As the cooling housing market dampens demand for homebuilding materials, many manufacturers have struggled. The Federal Bank of Richmond reported Tuesday that economic activity in the Richmond region registered a negative-10 in March -- the same reading as in February, but still indicating contraction.

Transportation stocks also fell: CSX Corp. fell more than 2 percent, while Burlington Northern Sante Fe Corp. and Union Pacific Corp. fell more than 1 percent.

Though the weakness in housing and manufacturing is weighing on stocks now, some say it could eventually give the market a boost if investors believe that the Federal Reserve won't raise interest rates to curb inflation.

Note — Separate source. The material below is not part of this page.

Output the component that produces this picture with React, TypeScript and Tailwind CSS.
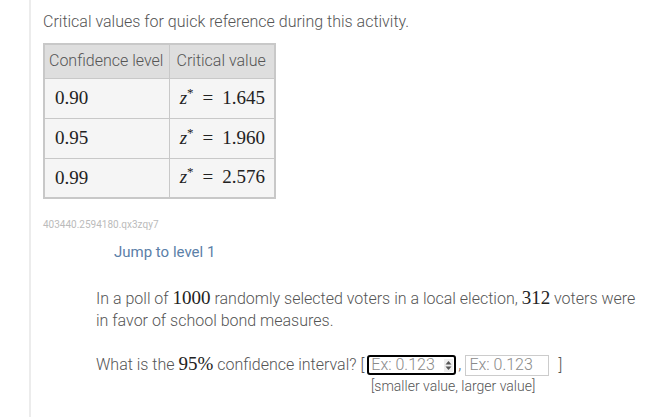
import React from "react";

const rows = [
  { level: "0.90", value: "1.645" },
  { level: "0.95", value: "1.960" },
  { level: "0.99", value: "2.576" },
];

function Zval({ v }: { v: string }) {
  return (
    <span className="font-['Liberation_Serif',serif] text-[19px] text-[#222] leading-none whitespace-nowrap">
      <i>z</i>
      <span className="text-[13px] align-[7px]">*</span>
      <span className="mx-[9px]">=</span>
      {v}
    </span>
  );
}

function Num({ children }: { children: React.ReactNode }) {
  return (
    <span className="font-['Liberation_Serif',serif] text-[19px] text-[#222] leading-[18px]">
      {children}
    </span>
  );
}

export default function App() {
  return (
    <div className="w-[668px] h-[417px] bg-white flex font-['Roboto',sans-serif] text-[#555] overflow-hidden">
      <div className="w-[29px] shrink-0" />
      <div className="w-[2px] shrink-0 bg-[#ececec]" />
      <div className="flex-1 pl-[12px] pt-[10px]">
        <p className="text-[16px] font-light leading-[24px]">
          Critical values for quick reference during this activity.
        </p>

        <table className="mt-[9px] border-2 border-[#c8c8c8] border-collapse bg-[#f5f5f5]">
          <thead>
            <tr className="bg-[#dedede] h-[34px]">
              <th className="w-[125px] px-[4px] text-left font-light text-[16px] whitespace-nowrap border border-[#c8c8c8]">
                Confidence level
              </th>
              <th className="w-[106px] px-[7px] text-left font-light text-[16px] whitespace-nowrap border border-[#c8c8c8]">
                Critical value
              </th>
            </tr>
          </thead>
          <tbody>
            {rows.map((r) => (
              <tr key={r.level} className="h-[40px]">
                <td className="px-[10px] border border-[#c8c8c8]">
                  <span className="font-['Liberation_Serif',serif] text-[19px] text-[#222]">
                    {r.level}
                  </span>
                </td>
                <td className="pr-[9px] text-right border border-[#c8c8c8]">
                  <Zval v={r.value} />
                </td>
              </tr>
            ))}
          </tbody>
        </table>

        <p className="mt-[19px] text-[10px] text-[#bbb] leading-[14px]">
          403440.2594180.qx3zqy7
        </p>

        <p className="mt-[10px] ml-[71px] text-[15px] text-[#5b80a8] leading-[20px]">
          Jump to level 1
        </p>

        <div className="ml-[53px] mt-[26px] w-[548px]">
          <p className="text-[16px] font-light leading-[22px]">
            In a poll of <Num>1000</Num> randomly selected voters in a local
            election, <Num>312</Num> voters were in favor of school bond
            measures.
          </p>

          <div className="mt-[22px] flex items-center text-[16px] font-light h-[22px]">
            <span>
              What is the <Num>95%</Num> confidence interval? [
            </span>
            <div className="ml-[3px] w-[89px] h-[20px] border-2 border-black rounded-[3px] flex items-center pl-[2px] pr-[1px] bg-white">
              <span className="text-[#8a8a8a] flex-1 leading-none">Ex: 0.123</span>
              <svg width="9" height="13" viewBox="0 0 9 13" className="shrink-0">
                <rect x="0" y="0" width="9" height="13" fill="#eee" />
                <path d="M1.5 5.5 L4.5 2 L7.5 5.5 Z" fill="#555" />
                <path d="M1.5 7.5 L4.5 11 L7.5 7.5 Z" fill="#555" />
              </svg>
            </div>
            <span className="ml-[2px]">,</span>
            <div className="ml-[4px] w-[84px] h-[21px] border border-[#ccc] flex items-center pl-[3px]">
              <span className="text-[#8a8a8a] leading-none">Ex: 0.123</span>
            </div>
            <span className="ml-[9px]">]</span>
          </div>
          <p className="ml-[275px] mt-[2px] text-[14px] font-light leading-[16px]">
            [smaller value, larger value]
          </p>
        </div>
      </div>
    </div>
  );
}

"There's enough softness in the economy that the Fed's not going to raise rates," Yardeni said. "It's a delicate balancing act here -- investors don't mind softness in the economy as long as it's not a recession."

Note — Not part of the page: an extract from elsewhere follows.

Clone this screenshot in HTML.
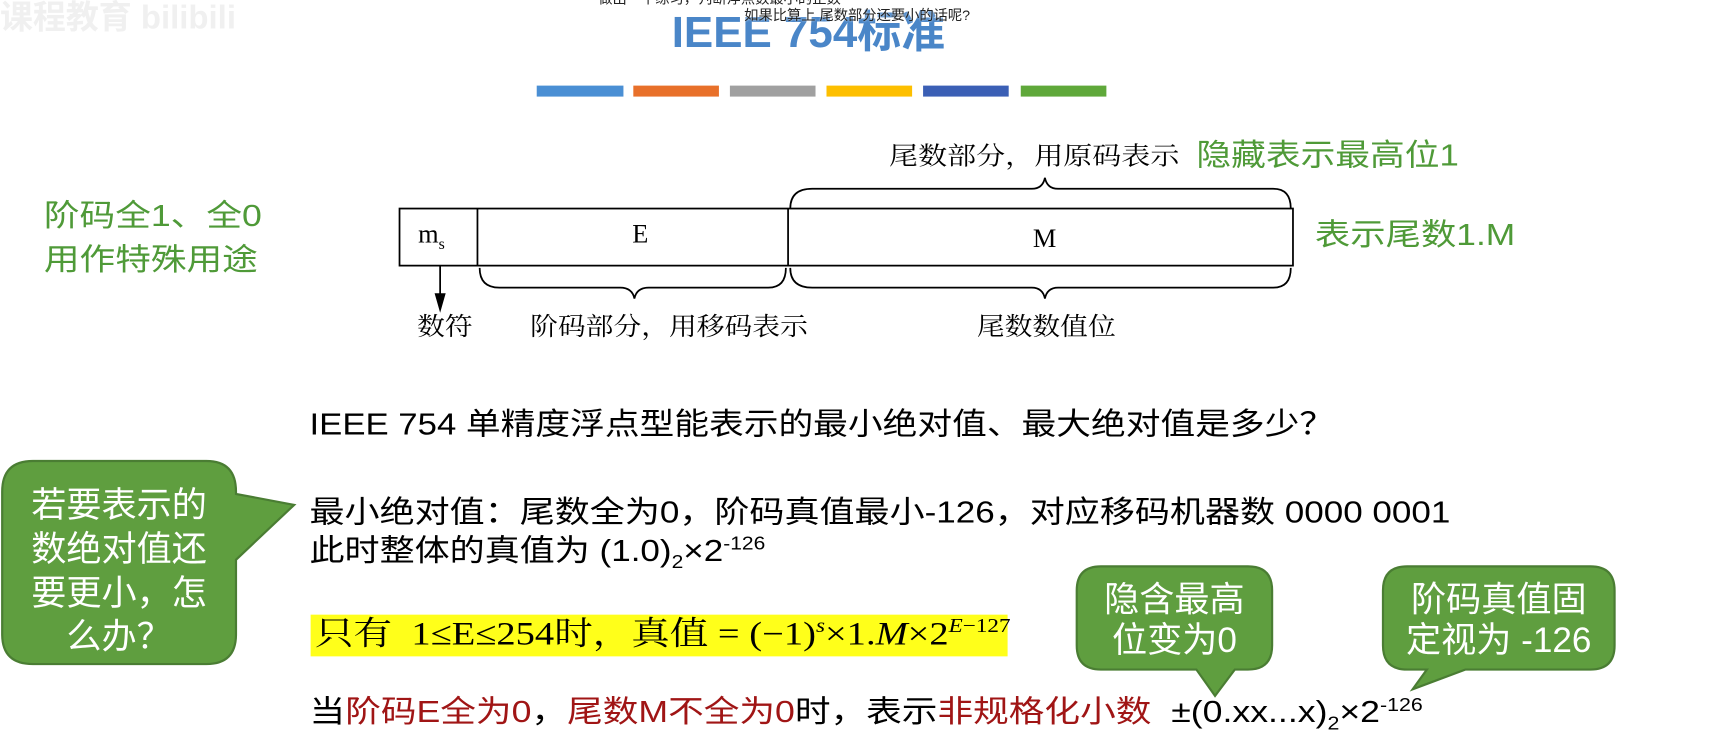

On Wednesday, investors will be listening to testimony by Fed chairman Ben Bernanke for clues about the economy's direction, and reading the Commerce Department's report on orders of durable goods for February.

Most companies aren't releasing much financial data in the coming weeks, as the first quarter wraps up on Friday and before the earnings rush begins in mid-April. But companies could issue profit warnings, to which Wall Street will pay close attention.

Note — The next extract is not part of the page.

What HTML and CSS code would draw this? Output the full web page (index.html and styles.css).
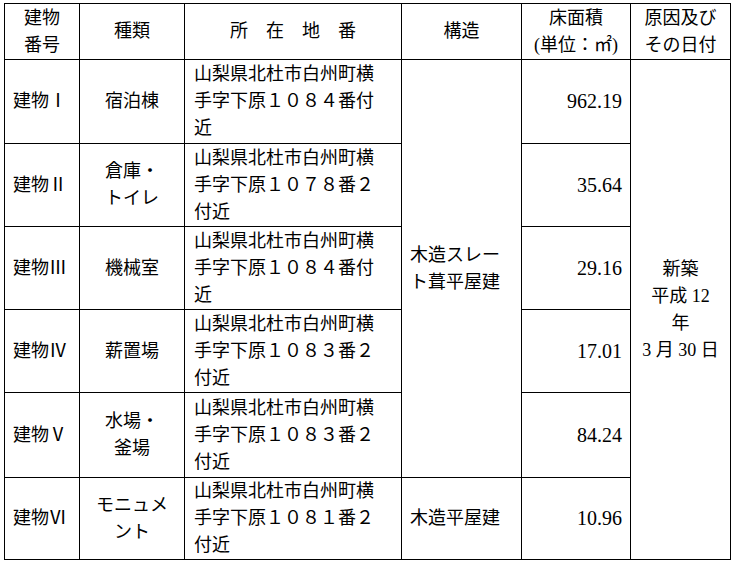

Declining issues outnumbered advancers by more than 2 to 1 on the New York Stock Exchange, where consolidated volume came to 2.58 billion shares, compared to 2.69 billion on Monday.

The Russell 2000 index of smaller companies was down 6.58, or 0.81 percent, at 802.36.

Overseas, Japan's Nikkei stock average fell 0.90 percent. Britain's FTSE 100 edged up 0.01 percent, Germany's DAX index advanced 0.43 percent, and France's CAC-40 gained 0.19 percent.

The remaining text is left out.